Funtown, an amusement park that once drew revelers from around
the metro area, is a ruin. But there is new life on Funtown's
grave.
In this wild, secluded corner of Southwest Atlanta, hidden among
the scrub mimosa that push up through Funtown's asphalt walkways and
parking lots, is a village of about 12 tiny huts, built by the Mad
Housers over the last 10 years.
While some residents of the village have gone on to less
primitive housing, others find themselves happy with this simple
life: carrying water, cutting wood for their durable homemade
woodstoves, and growing vegetables.
Walking on the nearby streets was scary for Barbara Ann Triplett,
who lived here for a few months, but once inside the village she
felt safe. "Every one of them [the other residents] was there to
protect me," she said.
Another resident from the early days of the village said the
mosquitoes and ants were a problem, not to mention the scary
isolation and the cold weather (this was before the huts were
insulated), "but other than that it was fine," she adds with a
smile.
This resident left before the gen-car arrived.
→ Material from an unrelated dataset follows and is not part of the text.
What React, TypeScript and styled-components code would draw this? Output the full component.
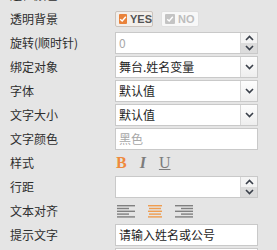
import React from "react";
import styled, { createGlobalStyle } from "styled-components";

const GlobalStyle = createGlobalStyle`
  html, body {
    margin: 0;
    padding: 0;
    background: #e5e5e5;
    overflow: hidden;
  }
  body {
    font-family: "Noto Sans CJK SC", "Noto Sans", sans-serif;
  }
`;

const Panel = styled.div`
  margin-top: -16px;
  width: 277px;
  display: flex;
  flex-direction: column;
  gap: 2px;
`;

const Row = styled.div`
  display: grid;
  grid-template-columns: 115px 143px;
  height: 22px;
  align-items: center;
`;

const Label = styled.div`
  padding-left: 10px;
  font-size: 12px;
  line-height: 22px;
  color: #2e2e2e;
  white-space: nowrap;
`;

const Field = styled.div`
  position: relative;
  height: 22px;
  box-sizing: border-box;
  border: 1px solid #c9c9c9;
  background: #fff;
  display: flex;
  align-items: center;
`;

const FieldText = styled.div<{ muted?: boolean }>`
  flex: 1;
  padding-left: 3px;
  font-size: 12px;
  line-height: 20px;
  color: ${(p) => (p.muted ? "#a8a8a8" : "#1e1e1e")};
  white-space: nowrap;
  overflow: hidden;
`;

const SideButton = styled.div`
  width: 16px;
  height: 20px;
  border-left: 1px solid #d6d6d6;
  background: linear-gradient(#fdfdfd, #eeeeee);
  display: flex;
  align-items: center;
  justify-content: center;
`;

const SpinBox = styled.div`
  width: 16px;
  height: 20px;
  border-left: 1px solid #d6d6d6;
  display: flex;
  flex-direction: column;
`;

const SpinHalf = styled.div<{ down?: boolean }>`
  flex: 1;
  display: flex;
  align-items: center;
  justify-content: center;
  background: ${(p) => (p.down ? "#dcdcdc" : "#f4f4f4")};
`;

const Toggles = styled.div`
  display: flex;
  gap: 8px;
  align-items: center;
`;

const Toggle = styled.div<{ active?: boolean }>`
  width: 38px;
  height: 16px;
  box-sizing: border-box;
  border: 1px solid ${(p) => (p.active ? "#cbc3bd" : "#e0e0e0")};
  border-radius: 2px;
  background: ${(p) => (p.active ? "#f3efeb" : "#f8f8f8")};
  display: flex;
  align-items: center;
  gap: 3px;
  padding-left: 3px;
  font-family: "Liberation Sans", Arial, sans-serif;
  font-size: 11px;
  font-weight: bold;
  color: ${(p) => (p.active ? "#555" : "#bdbdbd")};
`;

const CheckMark = styled.div<{ active?: boolean }>`
  width: 10px;
  height: 10px;
  border-radius: 1px;
  background: ${(p) => (p.active ? "#e9823a" : "#c4c4c4")};
  display: flex;
  align-items: center;
  justify-content: center;
`;

const StyleButtons = styled.div`
  display: flex;
  align-items: center;
  gap: 13px;
  padding-left: 1px;
  font-family: "Liberation Serif", "Times New Roman", serif;
  font-size: 16px;
  font-weight: bold;
  line-height: 22px;
`;

const StyleGlyph = styled.span<{ on?: boolean; italic?: boolean; under?: boolean }>`
  color: ${(p) => (p.on ? "#ef8a3e" : "#7c7c7c")};
  font-style: ${(p) => (p.italic ? "italic" : "normal")};
  font-weight: ${(p) => (p.under ? "normal" : "bold")};
  text-decoration: ${(p) => (p.under ? "underline" : "none")};
  text-underline-offset: 1px;
`;

const AlignGroup = styled.div`
  display: flex;
  align-items: center;
  gap: 11px;
  padding-left: 2px;
`;

const Chevron = ({ up }: { up?: boolean }) => (
  <svg width="9" height="6" viewBox="0 0 9 6">
    <path
      d={up ? "M1 5 L4.5 1.5 L8 5" : "M1 1 L4.5 4.5 L8 1"}
      fill="none"
      stroke="#3a404a"
      strokeWidth="1.6"
    />
  </svg>
);

const Tick = () => (
  <svg width="8" height="8" viewBox="0 0 8 8">
    <path d="M1.2 4.2 L3.2 6 L6.8 1.8" fill="none" stroke="#fff" strokeWidth="1.4" />
  </svg>
);

const AlignIcon = ({ mode, on }: { mode: "left" | "center" | "right"; on?: boolean }) => {
  const color = on ? "#f0953f" : "#6e6e6e";
  const widths = on ? [14, 12, 14, 12, 14] : [18, 12, 18, 12, 18];
  const full = 18;
  return (
    <svg width={full} height="14" viewBox={`0 0 ${full} 14`}>
      {widths.map((w, i) => {
        const x = mode === "left" ? 0 : mode === "right" ? full - w : (full - w) / 2;
        return (
          <rect key={i} x={x} y={1 + i * 2.8} width={w} height="1.4" fill={color} opacity={on ? 0.9 : 0.85} />
        );
      })}
    </svg>
  );
};

export default function App() {
  return (
    <>
      <GlobalStyle />
      <Panel>
        <Row>
          <Label>边框颜色</Label>
        </Row>
        <Row>
          <Label>透明背景</Label>
          <Toggles>
            <Toggle active>
              <CheckMark active>
                <Tick />
              </CheckMark>
              YES
            </Toggle>
            <Toggle>
              <CheckMark>
                <Tick />
              </CheckMark>
              NO
            </Toggle>
          </Toggles>
        </Row>
        <Row>
          <Label>旋转(顺时针)</Label>
          <Field>
            <FieldText muted>0</FieldText>
            <SpinBox>
              <SpinHalf>
                <Chevron up />
              </SpinHalf>
              <SpinHalf down>
                <Chevron />
              </SpinHalf>
            </SpinBox>
          </Field>
        </Row>
        <Row>
          <Label>绑定对象</Label>
          <Field>
            <FieldText>舞台.姓名变量</FieldText>
            <SideButton>
              <Chevron />
            </SideButton>
          </Field>
        </Row>
        <Row>
          <Label>字体</Label>
          <Field>
            <FieldText>默认值</FieldText>
            <SideButton>
              <Chevron />
            </SideButton>
          </Field>
        </Row>
        <Row>
          <Label>文字大小</Label>
          <Field>
            <FieldText>默认值</FieldText>
            <SideButton>
              <Chevron />
            </SideButton>
          </Field>
        </Row>
        <Row>
          <Label>文字颜色</Label>
          <Field>
            <FieldText muted>黑色</FieldText>
          </Field>
        </Row>
        <Row>
          <Label>样式</Label>
          <StyleButtons>
            <StyleGlyph on>B</StyleGlyph>
            <StyleGlyph italic>I</StyleGlyph>
            <StyleGlyph under>U</StyleGlyph>
          </StyleButtons>
        </Row>
        <Row>
          <Label>行距</Label>
          <Field>
            <FieldText />
            <SpinBox>
              <SpinHalf>
                <Chevron up />
              </SpinHalf>
              <SpinHalf down>
                <Chevron />
              </SpinHalf>
            </SpinBox>
          </Field>
        </Row>
        <Row>
          <Label>文本对齐</Label>
          <AlignGroup>
            <AlignIcon mode="left" />
            <AlignIcon mode="center" on />
            <AlignIcon mode="right" />
          </AlignGroup>
        </Row>
        <Row>
          <Label>提示文字</Label>
          <Field>
            <FieldText>请输入姓名或公号</FieldText>
          </Field>
        </Row>
        <Row>
          <Label />
          <Field>
            <FieldText />
          </Field>
        </Row>
      </Panel>
    </>
  );
}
The gen-car
changed everything.
Always looking for ways to humanize the environment for the
residents of their huts, the Mad Housers, led by president Frank
Jeffers, figured out a way to turn a junked 1985 Mercury Capri into
light and hot water.
Jeffers, whose group builds emergency shelters for the homeless,
calls it the "co-generation car" -- gen-car for short. Mad Houser
Bill Callison bought it for $200 (it already had 250,000 miles on
it), then the transmission burned out. He had it towed to the site.
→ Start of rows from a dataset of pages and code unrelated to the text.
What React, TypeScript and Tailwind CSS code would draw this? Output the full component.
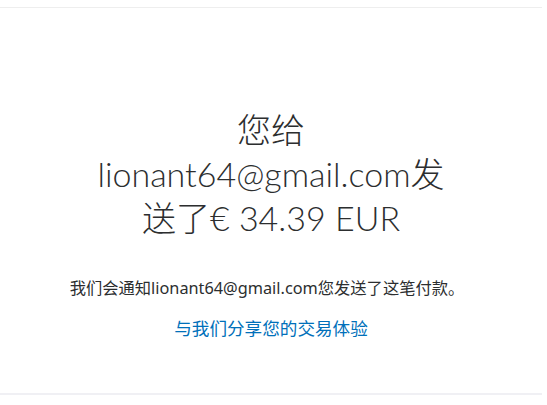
import React from 'react';

export default function App() {
  return (
    <div className="w-[547px] h-[405px] bg-white pt-[7px]" style={{ fontFamily: '"Noto Sans", "Noto Sans CJK SC", sans-serif' }}>
      <div className="w-[542px] h-[388px] border-t border-b-2 border-t-[#eeeeee] border-b-[#f0f0f4] flex flex-col items-center">
        <h1
          className="mt-[100px] w-[370px] text-center text-[34px] leading-[44px] font-light text-[#2c2e2f]"
          style={{ fontFamily: 'Lato, "Noto Sans CJK SC", sans-serif' }}
        >
          您给 lionant64@gmail.com发送了€ 34.39 EUR
        </h1>
        <p className="mt-[36px] -ml-[8px] text-[16.3px] leading-[24px] text-[#2c2e2f]">
          我们会通知lionant64@gmail.com您发送了这笔付款。
        </p>
        <a href="#" className="mt-[16px] text-[17.6px] leading-[24px] text-[#0070ba]">
          与我们分享您的交易体验
        </a>
      </div>
    </div>
  );
}
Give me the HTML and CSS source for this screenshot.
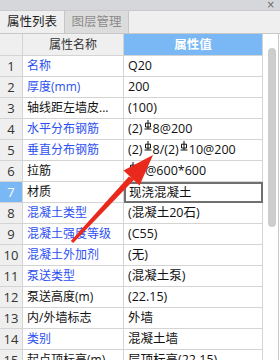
FILE: index.html
```html
<!DOCTYPE html>
<html lang="zh">
<head>
    <meta charset="UTF-8">
    <title>属性列表</title>
    <link rel="stylesheet" href="styles.css">
</head>
<body>
    <div id="panel">
        <div class="titlebar"><span class="close">×</span></div>
        <div class="tabs">
            <div class="tab active">属性列表</div>
            <div class="tab">图层管理</div>
        </div>
        <div class="body">
            <div class="grid">
                <div class="cell num head"></div>
                <div class="cell name head">属性名称</div>
                <div class="cell value head">属性值</div>

                <div class="cell num">1</div><div class="cell name link">名称</div><div class="cell value">Q20</div>
                <div class="cell num">2</div><div class="cell name link">厚度(mm)</div><div class="cell value">200</div>
                <div class="cell num">3</div><div class="cell name">轴线距左墙皮...</div><div class="cell value">(100)</div>
                <div class="cell num">4</div><div class="cell name link">水平分布钢筋</div><div class="cell value">(2)<svg class="bar" viewBox="0 0 8 10"><path d="M4 0V9M1.5 3.2H6.5V7H1.5ZM0.5 9H7.5"/></svg>8@200</div>
                <div class="cell num">5</div><div class="cell name link">垂直分布钢筋</div><div class="cell value">(2)<svg class="bar" viewBox="0 0 8 10"><path d="M4 0V9M1.5 3.2H6.5V7H1.5ZM0.5 9H7.5"/></svg>8/(2)<svg class="bar" viewBox="0 0 8 10"><path d="M4 0V9M1.5 3.2H6.5V7H1.5ZM0.5 9H7.5"/></svg>10@200</div>
                <div class="cell num">6</div><div class="cell name">拉筋</div><div class="cell value"><svg class="bar" viewBox="0 0 8 10"><path d="M4 0V9M1.5 3.2H6.5V7H1.5ZM0.5 9H7.5"/></svg>6@600*600</div>
                <div class="cell num selected">7</div><div class="cell name">材质</div><div class="cell value editing">现浇混凝土</div>
                <div class="cell num">8</div><div class="cell name link">混凝土类型</div><div class="cell value">(混凝土20石)</div>
                <div class="cell num">9</div><div class="cell name link">混凝土强度等级</div><div class="cell value">(C55)</div>
                <div class="cell num">10</div><div class="cell name link">混凝土外加剂</div><div class="cell value">(无)</div>
                <div class="cell num">11</div><div class="cell name link">泵送类型</div><div class="cell value">(混凝土泵)</div>
                <div class="cell num">12</div><div class="cell name">泵送高度(m)</div><div class="cell value">(22.15)</div>
                <div class="cell num">13</div><div class="cell name">内/外墙标志</div><div class="cell value">外墙</div>
                <div class="cell num">14</div><div class="cell name link">类别</div><div class="cell value">混凝土墙</div>
                <div class="cell num">15</div><div class="cell name">起点顶标高(m)</div><div class="cell value">层顶标高(22.15)</div>
            </div>
            <div class="scroll"><div class="thumb"></div></div>
        </div>
        <!-- 红色箭头 (覆盖在表格上) -->
        <svg class="arrow" viewBox="0 0 280 360">
            <polygon points="70.8,241.1 73.2,242.9 134.3,179.4 128.9,176.4"/>
            <polygon points="153,155 123.5,170.5 139.5,185.5"/>
        </svg>
    </div>
</body>
</html>
```

FILE: styles.css
```css
/* 초기화 */
* {box-sizing: border-box;}
body {
    margin: 0;
    background: #ffffff;
    font-family: 'Open Sans', 'Noto Sans CJK SC', sans-serif;
    font-size: 12px;
}

#panel {
    position: relative;
    width: 280px;
    height: 360px;
    overflow: hidden;
    background: #efefef;
}

/* 타이틀 */
.titlebar {
    height: 11px;
    background: #d6d7db;
    border-bottom: 1px solid #c9cacd;
    display: flex;
    justify-content: flex-end;
    align-items: center;
    padding-right: 5px;
}
.close {
    color: #6a6a6a;
    font-size: 10px;
    line-height: 10px;
    font-family: 'DejaVu Sans', sans-serif;
}

/* 탭 */
.tabs {
    display: flex;
    height: 22px;
}
.tab {
    width: 65px;
    line-height: 22px;
    text-align: center;
    color: #8c8c8c;
    background: #dcdcdc;
    border-left: 1px solid #c6c6c6;
    border-right: 1px solid #c6c6c6;
    font-size: 12.5px;
}
.tab.active {
    width: 64px;
    color: #1e1e1e;
    background: #efefef;
    border: none;
}

/* 표 */
.body {
    display: flex;
    height: 327px;
    border-top: 1px solid #c8c8c8;
    background: #ffffff;
}
.grid {
    display: grid;
    grid-template-columns: 23px 101px 139px;
    grid-auto-rows: 21px;
    grid-template-rows: 22px;
    align-content: start;
}
.cell {
    border-right: 1px solid #d4d4d4;
    border-bottom: 1px solid #d4d4d4;
    line-height: 20px;
    white-space: nowrap;
    overflow: hidden;
    padding-left: 4px;
    color: #111111;
}
.cell.num {
    background: #efefef;
    color: #333333;
    text-align: center;
    padding-left: 0;
    font-size: 13px;
}
.cell.head {
    background: #efefef;
    text-align: center;
    line-height: 21px;
    color: #333333;
    padding-left: 0;
}
.cell.value.head {
    background: #7ab8f5;
    color: #ffffff;
    font-weight: bold;
}
.cell.link {color: #2c4ff0;}
.cell.value {font-size: 12.5px;}
.cell.num.selected {
    background: #7ab8f5;
    color: #ffffff;
}
.cell.editing {
    border: 2px solid #707070;
    line-height: 18px;
    padding-left: 3px;
}

/* 철근 기호 */
.bar {
    width: 8px;
    height: 10px;
    margin: 0 1px;
    vertical-align: 3px;
    fill: none;
    stroke: #111111;
    stroke-width: 1;
}

/* 스크롤 */
.scroll {
    width: 16px;
    border-right: 1px solid #c8c8c8;
    padding: 14px 0 0 5px;
}
.thumb {
    width: 8px;
    height: 179px;
    border-radius: 4px;
    background: #cdcdcd;
}

/* 화살표 */
.arrow {
    position: absolute;
    left: 0;
    top: 0;
    width: 280px;
    height: 360px;
    pointer-events: none;
    fill: #e8291c;
}
```
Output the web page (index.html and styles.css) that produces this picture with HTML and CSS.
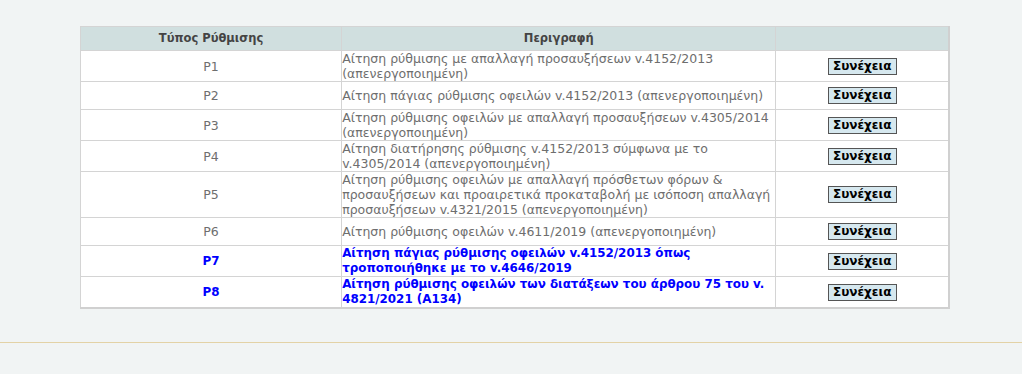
FILE: index.html
```html
<!DOCTYPE html>
<html lang="el">
<head>
<meta charset="utf-8">
<title>Ρυθμίσεις</title>
<link rel="stylesheet" href="styles.css">
</head>
<body>
<div class="page">
  <div class="content">
    <table class="grid">
      <colgroup>
        <col class="c1"><col class="c2"><col class="c3">
      </colgroup>
      <thead>
        <tr><th>Τύπος Ρύθμισης</th><th>Περιγραφή</th><th></th></tr>
      </thead>
      <tbody>
        <tr><td class="code">P1</td><td class="desc">Αίτηση ρύθμισης με απαλλαγή προσαυξήσεων v.4152/2013 (απενεργοποιημένη)</td><td class="act"><button class="btn">Συνέχεια</button></td></tr>
        <tr><td class="code">P2</td><td class="desc">Αίτηση πάγιας ρύθμισης οφειλών v.4152/2013 (απενεργοποιημένη)</td><td class="act"><button class="btn">Συνέχεια</button></td></tr>
        <tr><td class="code">P3</td><td class="desc">Αίτηση ρύθμισης οφειλών με απαλλαγή προσαυξήσεων v.4305/2014 (απενεργοποιημένη)</td><td class="act"><button class="btn">Συνέχεια</button></td></tr>
        <tr><td class="code">P4</td><td class="desc">Αίτηση διατήρησης ρύθμισης v.4152/2013 σύμφωνα με το v.4305/2014 (απενεργοποιημένη)</td><td class="act"><button class="btn">Συνέχεια</button></td></tr>
        <tr><td class="code">P5</td><td class="desc">Αίτηση ρύθμισης οφειλών με απαλλαγή πρόσθετων φόρων &amp; προσαυξήσεων και προαιρετικά προκαταβολή με ισόποση απαλλαγή προσαυξήσεων v.4321/2015 (απενεργοποιημένη)</td><td class="act"><button class="btn">Συνέχεια</button></td></tr>
        <tr><td class="code">P6</td><td class="desc">Αίτηση ρύθμισης οφειλών v.4611/2019 (απενεργοποιημένη)</td><td class="act"><button class="btn">Συνέχεια</button></td></tr>
        <tr class="active"><td class="code">P7</td><td class="desc">Αίτηση πάγιας ρύθμισης οφειλών v.4152/2013 όπως τροποποιήθηκε με το v.4646/2019</td><td class="act"><button class="btn">Συνέχεια</button></td></tr>
        <tr class="active"><td class="code">P8</td><td class="desc">Αίτηση ρύθμισης οφειλών των διατάξεων του άρθρου 75 του v. 4821/2021 (A134)</td><td class="act"><button class="btn">Συνέχεια</button></td></tr>
      </tbody>
    </table>
  </div>
  <div class="rule"></div>
</div>
</body>
</html>
```

FILE: styles.css
```css
html, body {
  margin: 0;
  padding: 0;
  background: #f1f4f4;
}
body {
  font-family: "DejaVu Sans", Verdana, sans-serif;
  font-size: 12.5px;
  line-height: 15px;
  color: #6e6e6e;
}
.page {
  width: 1022px;
  height: 374px;
}
.content {
  padding: 26px 0 0 80px;
  height: 290px;
}
.grid {
  width: 870px;
  border-collapse: collapse;
  table-layout: fixed;
  background: #fff;
  border-top: 1px solid #d4d4d4;
  border-left: 1px solid #d4d4d4;
  border-right: 2px solid #d0d0d0;
  border-bottom: 2px solid #d0d0d0;
}
.c1 { width: 261px; }
.c2 { width: 434px; }
.c3 { width: 173px; }
.grid th {
  background: #d0dfdf;
  color: #444;
  font-size: 11.5px;
  font-weight: bold;
  height: 23px;
  padding: 0;
  text-align: center;
  border-right: 1px solid #d4d4d4;
}
.grid td {
  padding: 0;
  border: 1px solid #d4d4d4;
  vertical-align: middle;
}
.grid td.code { text-align: center; }
.grid td.desc { text-align: left; }
.grid td.act { text-align: center; }
.grid tr.active td {
  color: #0000ff;
  font-weight: bold;
  font-size: 11.9px;
}
.btn {
  margin: 5px 0;
  width: 69px;
  height: 17px;
  padding: 0;
  background: #d6e8ef;
  border: 1px solid #555;
  border-radius: 0;
  font-family: "DejaVu Sans", Verdana, sans-serif;
  font-size: 12px;
  font-weight: bold;
  color: #000;
  line-height: 15px;
}
.rule {
  height: 1px;
  margin-top: 26px;
  background: #e3d2a6;
}
```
Callison and Jeffers began upgrading the Capri, and eventually had
it outfitted with two 90-amp alternators and an array of six
golf-cart batteries in the trunk. Nearby "hutters" connected
themselves to a home-made electrical grid, and, voila, there was
12-volt light.
By running the car for a few hours three times a week, the
residents could recharge the battery array enough to run lights and
portable television sets for the seven hutters who were
interested.
Jeffers also retro-fitted the car's cooling system, running hot
water from the water pump to a coil of copper tubing in a nearby
50-gallon drum. Water inside the drum was heated through this
primitive heat exchange, while water from the coil was returned to
the car's radiator. Residents had hot water for dishes and
bathing.
"For less than $10 a week in gasoline we had power and hot water
for about seven people," says Callison.
Unfortunately the gen-car is no more. After five years supplying
the needs of the village, it died last spring. Still, says Callison,
"that was the best $200 I ever spent."